There is another group of gamers out there, let’s call them timelapse gamers.  Farmville is the classic example, unlike SCII, WoW or the other online properties there is no need for these gamers to all be online at the same time, everything is done in a manner which is more akin to “chess by mail” where actions are taken and shoved onto the stack and the other players react to what’s happening on the stack.  With a major focus on social progression, in that “I must keep my farm growing and well-tended to keep ahead of $other_fb_user”.  However I’m not convinced that Activision is seeing this as a particular growth area for the company.

So features which they could be bringing out (all as additional services, naturally), much of what follows is a stream of consciousness approach to the issue… so.. sketchy on details.

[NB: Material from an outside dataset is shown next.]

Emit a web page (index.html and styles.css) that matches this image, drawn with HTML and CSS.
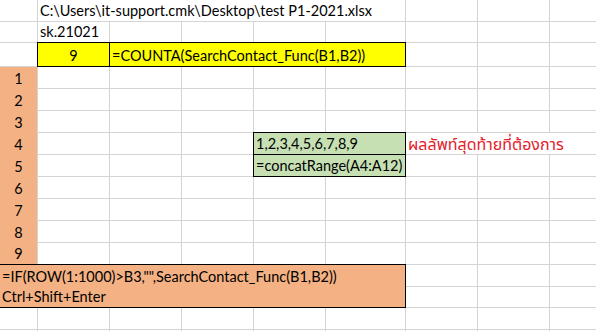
FILE: index.html
```html
<!DOCTYPE html>
<html lang="th">
<head>
<meta charset="utf-8">
<title>test P1-2021.xlsx</title>
<link rel="stylesheet" href="styles.css">
</head>
<body>
<div class="sheet">
  <div class="cell path">C:\Users\it-support.cmk\Desktop\test P1-2021.xlsx</div>
  <div class="cell sk">sk.21021</div>
  <div class="cell yellow count">9</div>
  <div class="cell yellow formula">=COUNTA(SearchContact_Func(B1,B2))</div>
  <div class="rownums">
    <span>1</span><span>2</span><span>3</span><span>4</span><span>5</span><span>6</span><span>7</span><span>8</span><span>9</span>
  </div>
  <div class="cell green result">1,2,3,4,5,6,7,8,9</div>
  <div class="cell note">ผลลัพท์สุดท้ายที่ต้องการ</div>
  <div class="cell green concat">=concatRange(A4:A12)</div>
  <div class="orange-block">
    <span>=IF(ROW(1:1000)&gt;B3,"",SearchContact_Func(B1,B2))</span>
    <span>Ctrl+Shift+Enter</span>
  </div>

  <!-- row 0 -->
  <i></i><i></i><i></i><i></i>
  <!-- row 1 -->
  <i></i><i></i><i></i><i></i><i></i><i></i><i></i><i></i>
  <!-- row 2 -->
  <i></i><i></i><i></i><i></i>
  <!-- rows 3-5 -->
  <i></i><i></i><i></i><i></i><i></i><i></i><i></i><i></i>
  <i></i><i></i><i></i><i></i><i></i><i></i><i></i><i></i>
  <i></i><i></i><i></i><i></i><i></i><i></i><i></i><i></i>
  <!-- row 6 -->
  <i></i><i></i><i></i>
  <!-- row 7 -->
  <i></i><i></i><i></i><i></i><i></i><i></i>
  <!-- rows 8-11 -->
  <i></i><i></i><i></i><i></i><i></i><i></i><i></i><i></i>
  <i></i><i></i><i></i><i></i><i></i><i></i><i></i><i></i>
  <i></i><i></i><i></i><i></i><i></i><i></i><i></i><i></i>
  <i></i><i></i><i></i><i></i><i></i><i></i><i></i><i></i>
  <!-- rows 12-13 -->
  <i></i><i></i><i></i>
  <i></i><i></i><i></i>
  <!-- rows 14-15 -->
  <i></i><i></i><i></i><i></i><i></i><i></i><i></i><i></i><i></i>
  <i></i><i></i><i></i><i></i><i></i><i></i><i></i><i></i><i></i>
</div>
</body>
</html>
```
FILE: styles.css
```css
html, body {
  margin: 0;
  padding: 0;
  background: #fff;
  overflow: hidden;
}

body {
  font-family: Lato, "Noto Sans Thai", "Noto Sans", sans-serif;
  font-size: 14.5px;
  color: #000;
}

.sheet {
  display: grid;
  grid-template-columns: 37px 71px 71px 71px 71px 79px 71px 71px 71px;
  grid-template-rows: 21px 20px 23px repeat(10, 21px) 20px 21px 1px;
  gap: 1px;
  background: #d4d4d4;
  width: max-content;
}

.sheet i {
  display: block;
  background: #fff;
}

.cell {
  background: #fff;
  display: flex;
  align-items: flex-end;
  padding: 0 2px 2px;
  line-height: 16px;
  white-space: nowrap;
  min-width: 0;
}

.path { grid-column: 2 / span 5; grid-row: 1; }
.sk { grid-column: 2; grid-row: 2; }

.yellow {
  background: #ffff00;
  outline: 1px solid #000;
  z-index: 1;
}
.count { grid-column: 2; grid-row: 3; justify-content: center; }
.formula { grid-column: 3 / span 4; grid-row: 3; }

.rownums {
  grid-column: 1;
  grid-row: 4 / span 9;
  background: #f4b183;
  display: grid;
  grid-template-rows: repeat(8, 22px) 21px;
}
.rownums span {
  display: flex;
  align-items: flex-end;
  justify-content: center;
  padding-bottom: 2px;
  line-height: 16px;
}

.green {
  background: #c6e0b4;
  outline: 1px solid #000;
  z-index: 1;
}
.result { grid-column: 5 / span 2; grid-row: 7; }
.concat { grid-column: 5 / span 2; grid-row: 8; }

.note {
  grid-column: 7 / span 3;
  grid-row: 7;
  color: #e3222a;
  font-size: 16px;
  line-height: 18px;
  padding-bottom: 1px;
}

.orange-block {
  grid-column: 1 / span 6;
  grid-row: 13 / span 2;
  background: #f4b183;
  outline: 1px solid #000;
  z-index: 1;
  display: grid;
  grid-template-rows: 22px 20px;
}
.orange-block span {
  display: flex;
  align-items: flex-end;
  padding: 0 2px 2px;
  line-height: 16px;
  white-space: nowrap;
}
```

  • Facebook hosted guild functionality
  • Building DKP or something similar into the game, they are putting a lot of effort into making guilds very attractive to players.
  • Raid planning / organisational tools which hook into FB or similar
  • We have external access to the Auction House, why not the calendar, in-game chat, generating in-game mail?
  • Messages from Facebook into the various games?
  • “PUGbook” – a completely random unfleshed out thought which has drifted through my mind
  • Possibly stupid thought, but a Farmville game focused around pets earned / purchased within the likes of SCII / WoW?  If people are willing to keep a non-existent field growing with imaginary crops, why not feeding a WoW dragon and raising it’s young from eggs?

I certainly see nothing unlikely about Blizzard taking ideas and services which are already in wide use in the community and creating their own versions, they’ve never been shy about taking the best and most popular ideas from the Addon community and integrating them into the core game.  So extending that reach further is well within their mode of operation.

Advertising

It’s been denied many times, but there have been announcements in the past and I think it’s safe to say that any company will do what it thinks will bring in the most profit for the minimum of acceptable risk to its bottom line and where the organisation wants it’s reputation to be.  This will not necessarily align with the views of all its current or potential customers.  Opening up to Facebook brings solid gold information on the hobbies and interests of millions of users and how those users are linked.  Advertisers want solid information, with the way the media is evolving getting relevant adverts to the eyeballs of internet users is where the money lies.

Will they bring adverts into the games?  This depends on the game, WoW, not yet.  It would smash the immersion which does exist into many tiny pieces, this doesn’t mean we won’t see it on the launcher or on the official sites.  The FC channel can work both ways, once you’ve confirmed the BNet to FC link you’ve also let Blizzard see your interests as logged on FC, targeted advertising again, focused high value eyeballs.

How far can this go

As far as the paying customers are willing to let it, Blizzard will continue to develop along these lines for as long as the profit / risk balance is acceptable.  We’ve seen already how pressure from the community, and I suspect the realisation of just how much at risk their staff were has caused them to back off.  However my belief is that we are seeing only a tactical withdrawal and futher attempts to drive this forward will be coming our way.  If the users accept the changes then more will be around the corner, given how the concepts of ‘friend’ and ‘privacy’ have been changing over the last decade I am not holding out much hope for the medium term.

A “couple more months”

So, there’s been an interview with Tom Chilton over on a German site where he states that Cataclysm needs “a couple more months” before it’s ready.  While it’s nice to have an official voice here I don’t think it’s actually news, anyone who’s been on the beta can easily relate (and it’s probably hard to stop them) the problems, bugs, balancing and the general “this is massively unfinished” feel to the game.

Within our group there has been some discussion on whether it’s actually ready for beta or not, I don’t have a firm benchmark to work on here as this is the first Blizzard beta I’ve been able to get into.  However from experience with IT, support and development I can state that it really does feel like they’ve leapt early because of the deadline given by the suits at the top of the chain.

The graphics are still very broken in places where to be frank I would have expected things to be sorted by now,professions aren’t live in the game, the bug reporting tool has remained broken for the last two patches and so on.

Where does this leave us.  Assuming that the timeline given is accurate and we have no reason to believe he’s lying, he also does have an internal view on the task lists and what development is being done which hasn’t yet been rolled into the public beta version then I reckon we’re looking at mid-late Oct for it going gold and November for release.